Yes, we know, the immediate thought that goes to your mind is probably all the cleaning and high maintenance, which is pretty off-putting. But hear us out, According to a study by Christopher Honts and his colleagues at Central Michigan University, dogs in the office can help to boost productivity! How exactly? Well, first off, having pets around would prompt more frequent, effective breaks. A simple walk around the block can provide one with a fresh perspective to tackle their problems, also, productivity is boosted with short breaks peppered throughout the work day. Besides that, office pets are great conversation starters for staff, and would allow your team to bond in ways never expected before! This will help build a cohesive and cooperative team. The added sense of community, connection and happiness in the workplace offered by pets will prove invaluable in the long run, well worth the initial inconveniences.

Encourage Progression —

In every business, it is without doubt that employee proficiency at their assigned roles is highly important; However, addressing the aspirational and existential need of employees will be a more pressing issue in the long term. It shouldn’t be enough for employees to master the skills needed to complete their tasks in a very efficient manner; Management should expect every employee to strive to better themselves at all times and not be satisfied with stagnation. If there is no system to help employees see the path ahead of them and what they can do to try and achieve such goals, they may eventually feel like a cog in the wheel of the company and have no sense of purpose or belonging, which would no doubt bring down their morale and therefore, efficiency in the workplace.

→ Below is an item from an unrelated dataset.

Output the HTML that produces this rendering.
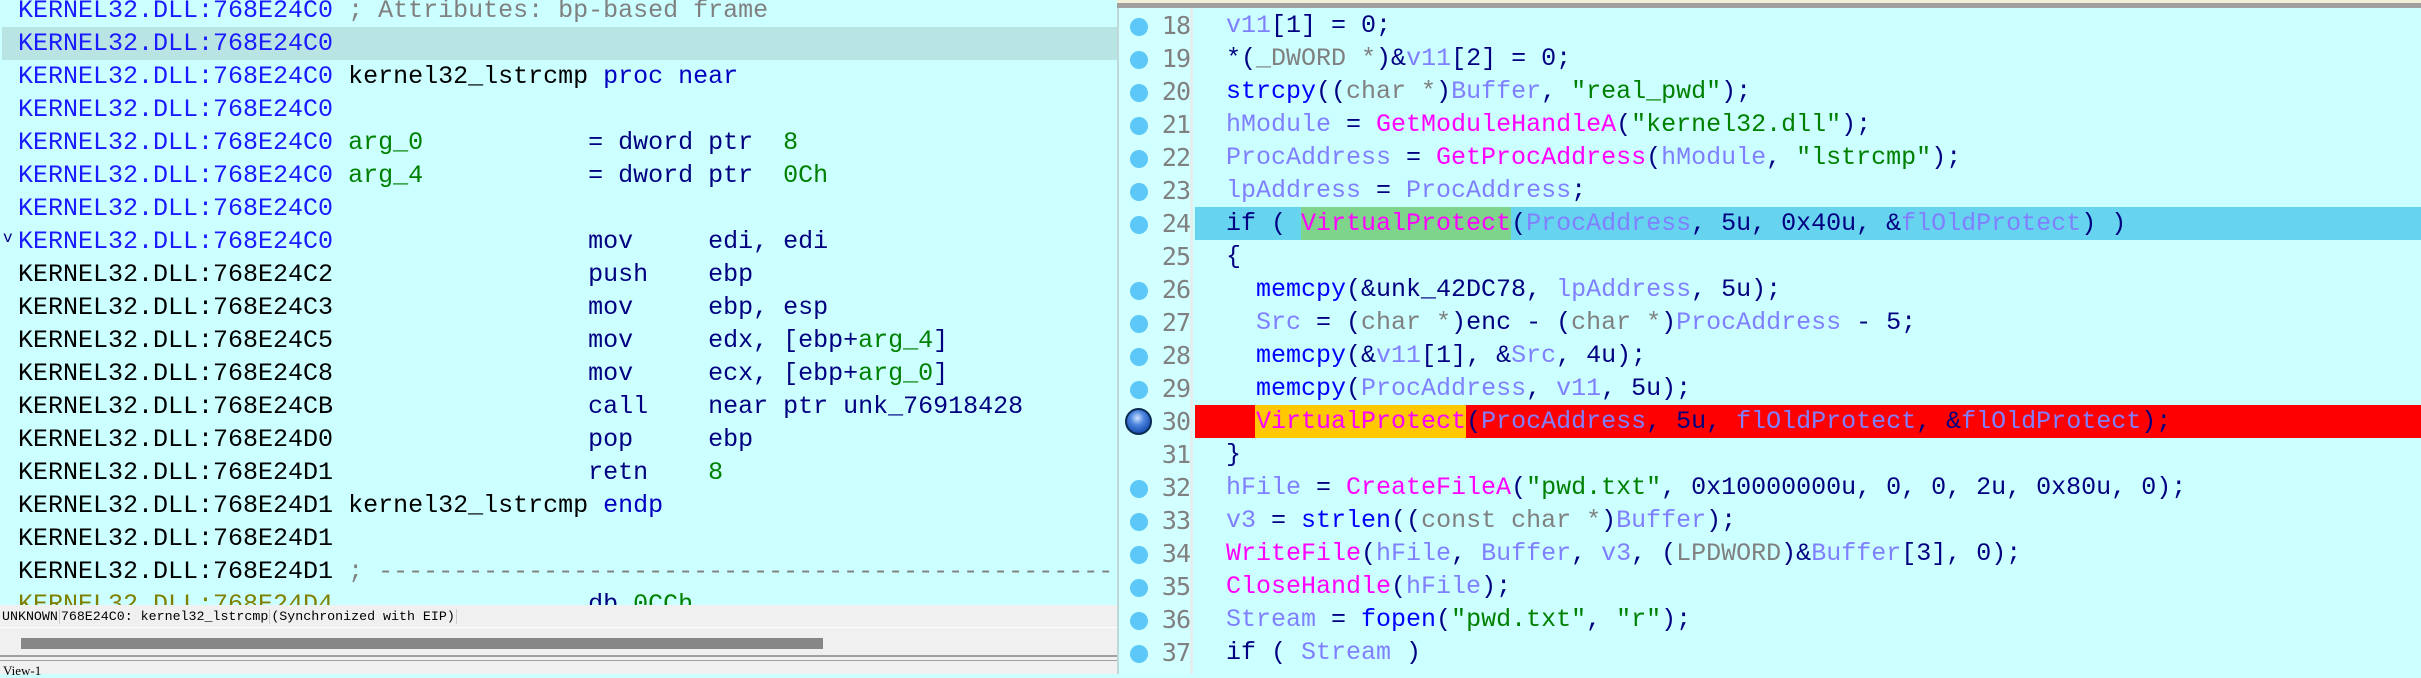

It should be clear as day now to see that happiness is indeed one of the secrets to workplace productivity; A good working environment does not only prove to be beneficial for employee retention, but also for bringing about more energy and enthusiasm, resulting in better quality work being produced. Also, the power of influence employees have on one another should not be overlooked, so “setting the stage” right by having more positive, upbeat employees in the workplace will have a “viral” effect on new employees and even existing ones; So go ahead, start spreading the good vibes around now!